* DATA LINES
>> BEGIN
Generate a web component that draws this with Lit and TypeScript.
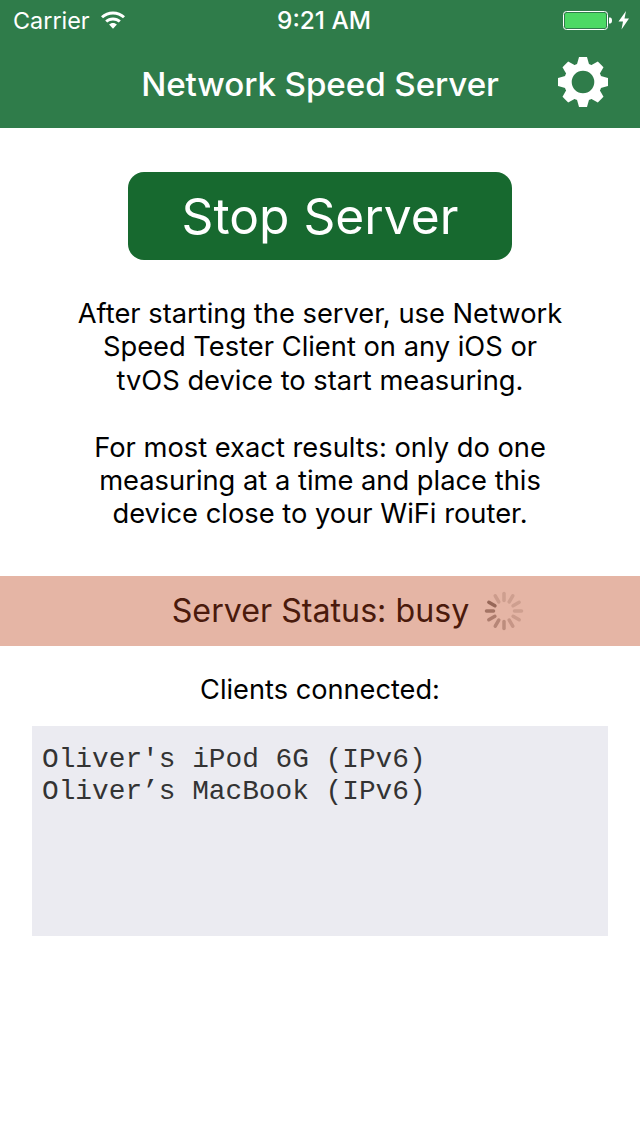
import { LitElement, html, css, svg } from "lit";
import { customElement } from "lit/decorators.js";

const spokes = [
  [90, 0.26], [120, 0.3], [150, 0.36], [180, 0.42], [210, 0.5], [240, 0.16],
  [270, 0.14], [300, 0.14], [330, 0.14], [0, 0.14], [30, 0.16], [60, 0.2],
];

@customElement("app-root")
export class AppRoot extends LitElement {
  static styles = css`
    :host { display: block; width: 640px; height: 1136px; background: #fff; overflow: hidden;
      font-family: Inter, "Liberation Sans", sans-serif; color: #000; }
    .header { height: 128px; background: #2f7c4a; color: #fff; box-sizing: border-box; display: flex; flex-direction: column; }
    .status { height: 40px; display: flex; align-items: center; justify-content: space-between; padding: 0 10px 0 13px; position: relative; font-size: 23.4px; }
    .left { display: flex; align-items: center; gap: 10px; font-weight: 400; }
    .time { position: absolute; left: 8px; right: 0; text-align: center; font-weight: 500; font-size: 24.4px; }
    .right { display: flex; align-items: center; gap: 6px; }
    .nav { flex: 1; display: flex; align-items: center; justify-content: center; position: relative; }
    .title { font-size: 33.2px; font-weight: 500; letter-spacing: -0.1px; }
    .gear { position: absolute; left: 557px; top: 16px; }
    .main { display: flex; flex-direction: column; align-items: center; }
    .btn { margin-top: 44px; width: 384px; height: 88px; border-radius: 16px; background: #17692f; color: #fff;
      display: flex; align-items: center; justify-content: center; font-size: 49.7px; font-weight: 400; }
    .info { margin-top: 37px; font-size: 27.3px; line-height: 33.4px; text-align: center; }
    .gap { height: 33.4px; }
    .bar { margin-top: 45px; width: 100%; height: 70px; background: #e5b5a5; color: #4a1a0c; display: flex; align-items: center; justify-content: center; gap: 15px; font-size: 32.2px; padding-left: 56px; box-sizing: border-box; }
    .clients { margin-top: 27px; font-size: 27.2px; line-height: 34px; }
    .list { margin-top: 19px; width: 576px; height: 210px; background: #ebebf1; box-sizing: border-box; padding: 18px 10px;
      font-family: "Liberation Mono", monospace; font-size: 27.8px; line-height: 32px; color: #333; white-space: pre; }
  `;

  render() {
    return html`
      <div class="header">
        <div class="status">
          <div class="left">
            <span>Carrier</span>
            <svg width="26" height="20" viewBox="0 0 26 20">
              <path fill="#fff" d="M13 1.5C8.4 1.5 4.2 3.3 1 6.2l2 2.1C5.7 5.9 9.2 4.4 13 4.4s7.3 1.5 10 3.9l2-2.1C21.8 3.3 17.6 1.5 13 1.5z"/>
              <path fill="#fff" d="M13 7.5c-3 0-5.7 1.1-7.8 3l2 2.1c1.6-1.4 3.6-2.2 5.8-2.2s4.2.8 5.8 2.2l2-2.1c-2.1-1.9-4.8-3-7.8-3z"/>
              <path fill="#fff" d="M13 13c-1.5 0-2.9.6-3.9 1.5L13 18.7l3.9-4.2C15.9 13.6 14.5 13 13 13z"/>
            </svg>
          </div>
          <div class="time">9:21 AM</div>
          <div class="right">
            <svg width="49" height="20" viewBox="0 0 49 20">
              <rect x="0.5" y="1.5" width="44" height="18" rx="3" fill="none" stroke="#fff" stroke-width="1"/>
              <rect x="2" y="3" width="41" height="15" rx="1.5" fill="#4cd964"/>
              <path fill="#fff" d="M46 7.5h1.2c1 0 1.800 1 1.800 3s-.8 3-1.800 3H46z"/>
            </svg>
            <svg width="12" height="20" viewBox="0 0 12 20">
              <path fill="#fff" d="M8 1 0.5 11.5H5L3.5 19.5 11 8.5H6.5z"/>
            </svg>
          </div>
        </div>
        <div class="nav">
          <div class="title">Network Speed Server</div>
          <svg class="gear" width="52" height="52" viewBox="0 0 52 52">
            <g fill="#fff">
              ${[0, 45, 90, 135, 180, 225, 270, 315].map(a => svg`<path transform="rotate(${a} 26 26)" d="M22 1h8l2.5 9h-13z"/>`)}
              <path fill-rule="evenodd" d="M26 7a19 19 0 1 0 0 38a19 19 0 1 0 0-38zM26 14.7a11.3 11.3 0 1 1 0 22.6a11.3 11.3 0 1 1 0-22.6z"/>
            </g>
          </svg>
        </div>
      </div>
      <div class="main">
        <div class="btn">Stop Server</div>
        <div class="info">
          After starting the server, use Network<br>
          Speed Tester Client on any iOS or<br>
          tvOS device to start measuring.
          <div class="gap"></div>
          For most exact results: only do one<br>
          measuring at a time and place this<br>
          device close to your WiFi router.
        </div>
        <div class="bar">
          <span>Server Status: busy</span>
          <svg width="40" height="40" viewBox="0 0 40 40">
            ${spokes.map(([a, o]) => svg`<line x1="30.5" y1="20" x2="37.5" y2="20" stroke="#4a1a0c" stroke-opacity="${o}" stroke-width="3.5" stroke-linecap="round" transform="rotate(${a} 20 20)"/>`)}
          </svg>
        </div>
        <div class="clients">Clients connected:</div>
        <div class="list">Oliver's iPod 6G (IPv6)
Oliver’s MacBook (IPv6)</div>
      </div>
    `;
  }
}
>> END
* WHAT IS BEING ASKED
Identify and copy lines that hold the string "this".

* EXPECTED ANSWER
Generate a web component that draws this with Lit and TypeScript.
          measuring at a time and place this<br>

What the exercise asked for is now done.